**Pages as source code:**
§ §

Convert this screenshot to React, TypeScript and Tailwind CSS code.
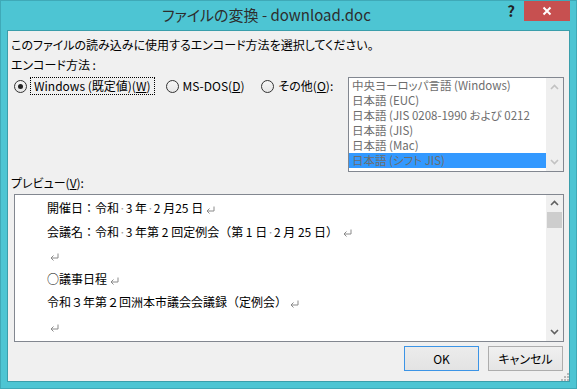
import React from "react";

const Up = ({ color }: { color: string }) => (
  <svg width="9" height="6" viewBox="0 0 9 6">
    <polyline points="1,5 4.5,1.5 8,5" fill="none" stroke={color} strokeWidth="1.6" />
  </svg>
);
const Down = ({ color }: { color: string }) => (
  <svg width="9" height="6" viewBox="0 0 9 6">
    <polyline points="1,1 4.5,4.5 8,1" fill="none" stroke={color} strokeWidth="1.6" />
  </svg>
);

const Radio = ({ checked }: { checked?: boolean }) => (
  <span className="flex h-[13px] w-[13px] shrink-0 items-center justify-center rounded-full border border-[#333] bg-gradient-to-b from-[#f6f6f6] to-[#e6e6e6]">
    {checked && <span className="h-[5px] w-[5px] rounded-full bg-[#222]" />}
  </span>
);

const Dot = () => <span className="text-[#9a9a9a]">·</span>;
const Ret = () => (
  <span className="inline-flex w-[14px] items-center justify-center align-middle">
    <svg width="9" height="8" viewBox="0 0 9 8">
      <path d="M8 0.5 V5 H1.5" fill="none" stroke="#8a8a8a" strokeWidth="1" />
      <path d="M1 5 L3.5 2.5 M1 5 L3.5 7.5" fill="none" stroke="#8a8a8a" strokeWidth="1" />
    </svg>
  </span>
);

export default function App() {
  const items = [
    "中央ヨーロッパ言語 (Windows)",
    "日本語 (EUC)",
    "日本語 (JIS 0208-1990 および 0212",
    "日本語 (JIS)",
    "日本語 (Mac)",
    "日本語 (シフト JIS)",
  ];
  const ui = "font-['Noto_Sans_CJK_JP',sans-serif] [font-feature-settings:'palt']";
  return (
    <div className={`flex h-[389px] w-[577px] flex-col overflow-hidden border border-[#3fa9b7] bg-[#4dc5d3] ${ui}`}>
      {/* title bar */}
      <div className="flex h-[29px] shrink-0 items-start">
        <div className="flex h-[29px] flex-1 items-center justify-center pl-[34px] text-[15px] text-[#2d2d2d]">
          ファイルの変換 - download.doc
        </div>
        <div className="flex h-[20px] w-[26px] items-center justify-center text-[15px] font-bold text-[#222]">?</div>
        <div className="mr-[6px] flex h-[20px] w-[46px] items-center justify-center bg-[#c75050]">
          <svg width="10" height="10" viewBox="0 0 10 10">
            <path d="M1.5 1.5 L8.5 8.5 M8.5 1.5 L1.5 8.5" stroke="#fff" strokeWidth="2" />
          </svg>
        </div>
      </div>

      {/* client */}
      <div className="mx-[6px] flex h-[352px] flex-col border border-[#3a9eab] bg-[#f0f0f0] text-[12px] text-black">
        <div className="ml-[3px] mt-[6px] h-[16px] leading-[16px]">
          このファイルの読み込みに使用するエンコード方法を選択してください。
        </div>
        <div className="ml-[3px] mt-[4px] h-[16px] leading-[16px]">エンコード方法 :</div>

        <div className="mt-[4px] flex items-start">
          <div className="ml-[6px] flex h-[18px] items-center">
            <Radio checked />
            <span className="ml-[3px] flex h-[18px] items-center border border-dotted border-black px-[3px] leading-[16px]">
              Windows (既定値)(<u>W</u>)
            </span>
            <span className="ml-[11px]">
              <Radio />
            </span>
            <span className="ml-[4px] leading-[16px]">
              MS-DOS(<u>D</u>)
            </span>
            <span className="ml-[17px]">
              <Radio />
            </span>
            <span className="ml-[4px] leading-[16px]">
              その他(<u>O</u>):
            </span>
          </div>
          <div className="ml-auto mr-[5px] flex h-[95px] w-[216px] border border-[#828790] bg-white">
            <div className="flex-1 overflow-hidden text-[11.5px] text-[#6d6d6d]">
              {items.map((t, i) => (
                <div
                  key={t}
                  className={`h-[15px] overflow-hidden whitespace-nowrap pl-[3px] leading-[15px] ${i === 5 ? "bg-[#3399ff]" : ""}`}
                >
                  {t}
                </div>
              ))}
            </div>
            <div className="flex w-[17px] flex-col items-center justify-between bg-[#efefef] py-[6px]">
              <Up color="#c2c2c2" />
              <Down color="#c2c2c2" />
            </div>
          </div>
        </div>

        <div className="ml-[3px] mt-[3px] h-[16px] leading-[16px]">
          プレビュー(<u>V</u>):
        </div>

        <div className="ml-[6px] mr-[5px] mt-[3px] flex h-[149px] border border-[#828790] bg-white">
          <div className="flex-1 overflow-hidden whitespace-nowrap pl-[32px] pt-[1px] font-['Noto_Sans_CJK_JP',sans-serif] text-[12px] leading-[23.6px] [font-feature-settings:normal]">
            <div>
              開催日：令和<Dot />3 年<Dot />2 月25 日<Ret />
            </div>
            <div>
              会議名：令和<Dot />3 年第 2 回定例会（第 1 日<Dot />2 月 25 日） <Ret />
            </div>
            <div>
              <Ret />
            </div>
            <div>
              ○議事日程<Ret />
            </div>
            <div>
              令和３年第２回洲本市議会会議録（定例会）<Ret />
            </div>
            <div>
              <Ret />
            </div>
          </div>
          <div className="flex w-[17px] flex-col items-center bg-[#f0f0f0]">
            <div className="mt-[5px]">
              <Up color="#606060" />
            </div>
            <div className="mt-[6px] h-[16px] w-[15px] bg-[#cdcdcd]" />
            <div className="mb-[6px] mt-auto">
              <Down color="#606060" />
            </div>
          </div>
        </div>

        <div className="mr-[6px] mt-[4px] flex justify-end gap-[9px]">
          <div className="flex h-[25px] w-[75px] items-center justify-center border border-[#3c94e6] bg-gradient-to-b from-[#ececec] to-[#e3e3e3]">
            OK
          </div>
          <div className="flex h-[25px] w-[75px] items-center justify-center border border-[#adadad] bg-gradient-to-b from-[#f0f0f0] to-[#e5e5e5]">
            キャンセル
          </div>
        </div>

        <div className="mt-auto flex justify-end">
          <svg width="10" height="10" viewBox="0 0 10 10">
            {[
              [8, 2],
              [8, 5],
              [5, 5],
              [8, 8],
              [5, 8],
              [2, 8],
            ].map(([x, y]) => (
              <rect key={`${x}-${y}`} x={x} y={y} width="2" height="2" fill="#b8b8b8" />
            ))}
          </svg>
        </div>
      </div>
    </div>
  );
}
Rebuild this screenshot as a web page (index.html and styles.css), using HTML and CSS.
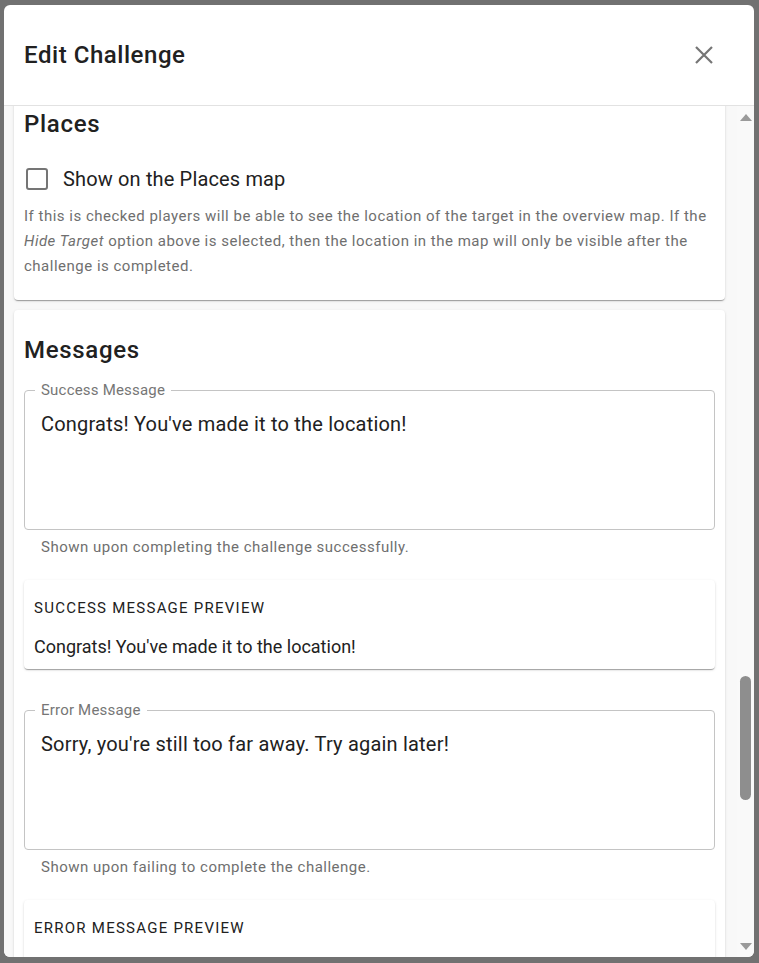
FILE: index.html
```html
<!DOCTYPE html>
<html lang="en">
<head>
<meta charset="utf-8">
<title>Edit Challenge</title>
<link rel="stylesheet" href="styles.css">
</head>
<body>
<div class="backdrop">
  <div class="dialog">
    <header class="dialog-header">
      <h2 class="dialog-title">Edit Challenge</h2>
      <button class="close-btn" aria-label="Close">
        <svg width="18" height="18" viewBox="0 0 18 18"><path d="M1 1L17 17M17 1L1 17" stroke="#757575" stroke-width="2.2" fill="none"/></svg>
      </button>
    </header>
    <div class="dialog-body">
      <div class="content">
        <section class="card card-places">
          <h3 class="section-title">Places</h3>
          <label class="check-row">
            <span class="checkbox"></span>
            <span class="check-label">Show on the Places map</span>
          </label>
          <p class="help">If this is checked players will be able to see the location of the target in the overview map. If the <em>Hide Target</em> option above is selected, then the location in the map will only be visible after the challenge is completed.</p>
        </section>

        <section class="card card-messages">
          <h3 class="section-title">Messages</h3>

          <fieldset class="field">
            <legend class="field-label">Success Message</legend>
            <div class="field-value">Congrats! You've made it to the location!</div>
          </fieldset>
          <p class="field-help">Shown upon completing the challenge successfully.</p>

          <div class="preview">
            <div class="preview-title">Success Message Preview</div>
            <div class="preview-text">Congrats! You've made it to the location!</div>
          </div>

          <fieldset class="field field-error">
            <legend class="field-label">Error Message</legend>
            <div class="field-value">Sorry, you're still too far away. Try again later!</div>
          </fieldset>
          <p class="field-help">Shown upon failing to complete the challenge.</p>

          <div class="preview">
            <div class="preview-title">Error Message Preview</div>
            <div class="preview-text">Sorry, you're still too far away. Try again later!</div>
          </div>
        </section>
      </div>
      <div class="scrollbar">
        <div class="arrow arrow-up"></div>
        <div class="track">
          <div class="thumb"></div>
        </div>
        <div class="arrow arrow-down"></div>
      </div>
    </div>
  </div>
</div>
</body>
</html>
```
FILE: styles.css
```css
* { box-sizing: border-box; }
html, body {
  margin: 0;
  padding: 0;
  width: 759px;
  height: 963px;
  overflow: hidden;
  font-family: Roboto, "Liberation Sans", sans-serif;
  color: #212121;
}
.backdrop {
  width: 759px;
  height: 963px;
  background: #717171;
  padding: 5px 5px 6px 4px;
}
.dialog {
  width: 750px;
  height: 952px;
  background: #fff;
  border-radius: 6px;
  overflow: hidden;
  display: flex;
  flex-direction: column;
}
.dialog-header {
  flex: 0 0 auto;
  height: 101px;
  border-bottom: 1px solid #e2e2e2;
  display: flex;
  align-items: center;
  justify-content: space-between;
  padding: 0 41px 0 20px;
}
.dialog-title {
  margin: 0;
  font-size: 24px;
  line-height: 32px;
  font-weight: 500;
  letter-spacing: 0.55px;
  color: #212121;
}
.close-btn {
  border: 0;
  background: none;
  padding: 0;
  width: 18px;
  height: 18px;
  display: block;
}
.close-btn svg { display: block; }
.dialog-body {
  flex: 1 1 auto;
  min-height: 0;
  display: flex;
}
.content {
  flex: 1 1 auto;
  min-width: 0;
  overflow: hidden;
  background: #f8f8f8;
  padding: 0 12px 0 10px;
}
.card {
  background: #fff;
  border-radius: 4px;
  box-shadow: 0 2px 1px -1px rgba(0,0,0,0.2), 0 1px 1px 0 rgba(0,0,0,0.14), 0 1px 3px 0 rgba(0,0,0,0.12);
  padding: 0 10px;
}
.card-places {
  margin-top: -10px;
  padding-top: 12px;
  padding-bottom: 21px;
}
.card-messages {
  margin-top: 10px;
  padding-top: 24px;
  padding-bottom: 40px;
}
.section-title {
  margin: 0;
  font-size: 24px;
  line-height: 32px;
  font-weight: 500;
  letter-spacing: 0.7px;
  color: #212121;
}
.check-row {
  margin-top: 18px;
  height: 42px;
  display: flex;
  align-items: center;
}
.checkbox {
  width: 22px;
  height: 22px;
  border: 2px solid #757575;
  border-radius: 3px;
  margin-left: 2px;
  flex: 0 0 auto;
}
.check-label {
  margin-left: 15px;
  font-size: 20px;
  letter-spacing: 0.15px;
  color: #212121;
}
.help {
  margin: 4px 0 0;
  font-size: 15px;
  line-height: 25px;
  letter-spacing: 0.5px;
  color: #6f6f6f;
}
.field {
  margin: 15px 0 0;
  padding: 0 16px 0 16px;
  border: 1px solid #c4c4c4;
  border-radius: 4px;
  min-width: 0;
  height: 149px;
}
.field-label {
  margin-left: -6px;
  padding: 0 6px;
  font-size: 15px;
  line-height: 18px;
  color: #767676;
  letter-spacing: 0.2px;
}
.field-value {
  padding-top: 11px;
  font-size: 20px;
  line-height: 28px;
  letter-spacing: 0.2px;
  color: #212121;
}
.field-help {
  margin: 7px 0 0 17px;
  font-size: 15px;
  line-height: 20px;
  letter-spacing: 0.5px;
  color: #6f6f6f;
}
.preview {
  margin-top: 23px;
  background: #fff;
  border-radius: 4px;
  box-shadow: 0 2px 1px -1px rgba(0,0,0,0.2), 0 1px 1px 0 rgba(0,0,0,0.14), 0 1px 3px 0 rgba(0,0,0,0.12);
  padding: 18px 10px 10px;
}
.preview-title {
  font-size: 15px;
  line-height: 20px;
  text-transform: uppercase;
  letter-spacing: 1.25px;
  color: #212121;
}
.preview-text {
  margin-top: 17px;
  font-size: 18px;
  line-height: 24px;
  color: #212121;
}
.field-error {
  margin-top: 32px;
}
.scrollbar {
  flex: 0 0 17px;
  background: #f9f9f9;
  display: flex;
  flex-direction: column;
  align-items: center;
}
.arrow {
  flex: 0 0 22px;
  width: 17px;
  display: flex;
  align-items: center;
  justify-content: center;
}
.arrow::before {
  content: "";
  width: 0;
  height: 0;
  border-left: 6px solid transparent;
  border-right: 6px solid transparent;
}
.arrow-up::before { border-bottom: 7px solid #9a9a9a; }
.arrow-down::before { border-top: 7px solid #9a9a9a; }
.track {
  flex: 1 1 auto;
  width: 17px;
  display: flex;
  justify-content: center;
}
.thumb {
  margin-top: 548px;
  width: 11px;
  height: 124px;
  border-radius: 6px;
  background: #8e8e8e;
}
```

§ §

Check all the records above and select each line where the string "this" is found.

**Answer to the problem:**
Convert this screenshot to React, TypeScript and Tailwind CSS code.
Rebuild this screenshot as a web page (index.html and styles.css), using HTML and CSS.
          <p class="help">If this is checked players will be able to see the location of the target in the overview map. If the <em>Hide Target</em> option above is selected, then the location in the map will only be visible after the challenge is completed.</p>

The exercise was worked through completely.